Photos in the age of the app: launching DFID on Instagram

Posted by: , Posted on: - Categories: Digital for Development
Mixing it up - a worker mixes cement for the foundations of a new housing block in Addis Ababa #Ethiopia #EverydayAfrica. Picture: Simon Davis/DFID

Part of my job as the picture editor for DFID is to always be looking out for creative ways to tell our story in images. From reports and publications to humanitarian emergencies and ministerial visits overseas, I think DFID has amazing stories to tell, and, increasingly, sharing our photography online is a big part of that. To this end, I set up DFID on the photo-sharing website Flickr back in 2008. Since then we’ve created an archive of nearly 3,000 photographs about development issues and some of the many people whose lives have been changed by British development aid.

My colleague Marisol has written more about Flickr and how we use it in another blog for this series. I continue to love it. But it was conceived and designed in the early days of what used to be called Web 2.0 – sometime around 2005/6, roughly when Facebook and YouTube also came into existence. People were just starting to talk about creative commons, open source, APIs and, yes, social media.

Then, in 2007, the iPhone came along, and everything changed. The internet became mobile, mobile phones became smart and the age of the app was born. Suddenly you could own a mobile phone that included a pretty good digital camera that was always connected to the internet. People started sharing photos taken on their phones in extraordinary numbers.

Fast-forward to 2011 and an app called Instagram was launched for the iPhone. A piece of software that would apply a retro-style filter to your digital photos (basically making them look like a 1970s-era polaroid photo) and upload them to the web directly from your phone.

People went crazy for Instagram in a way arguably not seen in photography since Kodak launched the Brownie camera at the start of the 20th century. In little more than 2 years, Instagram has amassed more than 130 million users worldwide, who between them are uploading some 40 million images every single day.

And now DFID is one of those 130 million Instagram users – take a look at http://instagram.com/dfid_uk. Why? Well, for us, telling our story has always been about going to where people are spending their time online and putting our stories there. We’re doing it with Facebook, with Twitter and YouTube, and now we’re going to try doing it with Instagram too. We just felt that Instagram has reached a tipping point in the last few months.

For me this realisation came during a visit to Lagos last October, when I met and tried to photograph some of Nigeria’s tech entrepreneurs. After a day or so of trying – and failing! - to make interesting images via my digital SLR, I realised all of the people I was trying to photograph were comfortable taking pictures of themselves and each other on their mobile phones. So I decided to do the same, and posted them to Instagram. You can see the results here.

It isn’t just about numbers though – it’s about the tool, the way people are using it, and the potential for how it might help show where UK taxpayers’ money is going. Many of our staff are based around the world in the countries that we work in.

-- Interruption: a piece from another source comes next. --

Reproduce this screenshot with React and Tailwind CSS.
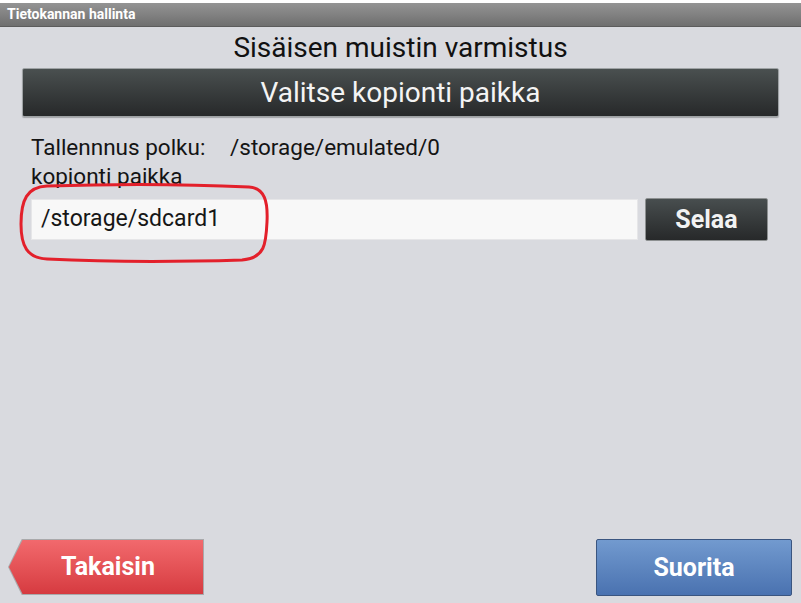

Many of them have smart phones, and many of them take pictures on them of the people and places that the UK is helping when they’re out and about monitoring and evaluating the work that we do.

So I’m interested to see if we can harness some of those photos, as instantly as possible. Can we get some of our staff to upload what they’re seeing directly from the field? And as those smart phones and mobile internet access become more widely available to the people in the countries we work in, can we use Instagram as a way to see what they see, from their perspective?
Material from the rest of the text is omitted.